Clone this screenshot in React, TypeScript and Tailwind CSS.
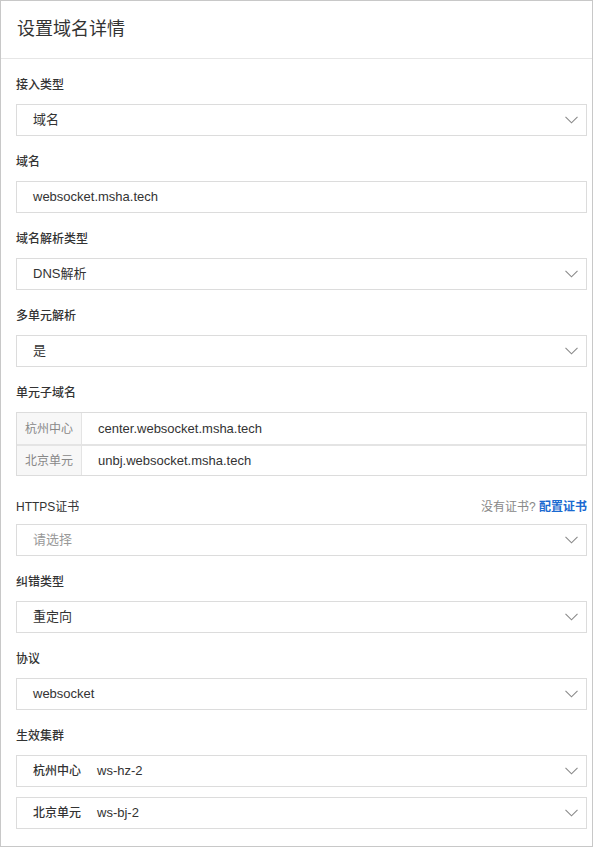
import React from "react";

const Chevron = () => (
  <svg width="13" height="8" viewBox="0 0 13 8" fill="none" className="mr-2 shrink-0">
    <polyline points="0.5,0.8 6.5,6.8 12.5,0.8" stroke="#8a8a8a" strokeWidth="1.1" />
  </svg>
);

const Label = ({ children }: { children: React.ReactNode }) => (
  <div className="h-5 mb-2.5 flex items-center pt-px text-[12px] font-medium text-[#333]">{children}</div>
);

const Select = ({ value, placeholder }: { value?: string; placeholder?: string }) => (
  <div className="h-8 border border-[#dcdcdc] flex items-center justify-between bg-white">
    <span className={`pl-4 text-[13px] ${value ? "text-[#333]" : "text-[#999]"}`}>{value ?? placeholder}</span>
    <Chevron />
  </div>
);

const units = [
  { name: "杭州中心", domain: "center.websocket.msha.tech", cluster: "ws-hz-2" },
  { name: "北京单元", domain: "unbj.websocket.msha.tech", cluster: "ws-bj-2" },
];

export default function App() {
  return (
    <div
      className="w-[593px] h-[847px] border border-[#c8c8c8] bg-white"
      style={{ fontFamily: '"Liberation Sans", "Noto Sans CJK SC", sans-serif' }}
    >
      {/* Header */}
      <div className="h-[58px] border-b border-[#e6e6e6] flex items-center pl-4">
        <h1 className="text-[18px] text-[#333] font-normal">设置域名详情</h1>
      </div>

      <div className="pl-[15px] pr-[5px] pt-[15px]">
        <div className="mb-[15px]">
          <Label>接入类型</Label>
          <Select value="域名" />
        </div>

        <div className="mb-[15px]">
          <Label>域名</Label>
          <div className="h-8 border border-[#dcdcdc] flex items-center">
            <span className="pl-4 text-[13px] text-[#333]">websocket.msha.tech</span>
          </div>
        </div>

        <div className="mb-[15px]">
          <Label>域名解析类型</Label>
          <Select value="DNS解析" />
        </div>

        <div className="mb-[15px]">
          <Label>多单元解析</Label>
          <Select value="是" />
        </div>

        <div className="mb-[21px]">
          <Label>单元子域名</Label>
          <div className="border border-[#dcdcdc]">
            {units.map((u, i) => (
              <div
                key={u.name}
                className={`flex h-[31px] ${i > 0 ? "border-t-2 border-[#e4e4e4]" : ""}`}
              >
                <div className="w-[65px] shrink-0 bg-[#f7f7f7] border-r border-[#e4e4e4] flex items-center justify-center text-[12px] text-[#888]">
                  {u.name}
                </div>
                <div className="flex items-center pl-4 text-[13px] text-[#333]">{u.domain}</div>
              </div>
            ))}
          </div>
        </div>

        <div className="mb-[15px]">
          <div className="h-5 mb-[7px] flex items-center justify-between text-[12px]">
            <span className="text-[#333]">HTTPS证书</span>
            <span className="text-[#888]">
              没有证书? <span className="font-semibold text-[#1a6ad1]">配置证书</span>
            </span>
          </div>
          <Select placeholder="请选择" />
        </div>

        <div className="mb-[15px]">
          <Label>纠错类型</Label>
          <Select value="重定向" />
        </div>

        <div className="mb-[15px]">
          <Label>协议</Label>
          <Select value="websocket" />
        </div>

        <div>
          <Label>生效集群</Label>
          <div className="flex flex-col gap-2.5">
            {units.map((u) => (
              <div key={u.name} className="h-8 border border-[#dcdcdc] flex items-center justify-between">
                <div className="flex items-center pl-4">
                  <span className="w-16 text-[12px] font-medium text-[#333]">{u.name}</span>
                  <span className="text-[13px] text-[#333]">{u.cluster}</span>
                </div>
                <Chevron />
              </div>
            ))}
          </div>
        </div>
      </div>
    </div>
  );
}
***
## STATED PROBLEM
Locate each line containing the string "React" and show it.

## OUTPUT OF THE EXERCISE
Clone this screenshot in React, TypeScript and Tailwind CSS.
import React from "react";
const Label = ({ children }: { children: React.ReactNode }) => (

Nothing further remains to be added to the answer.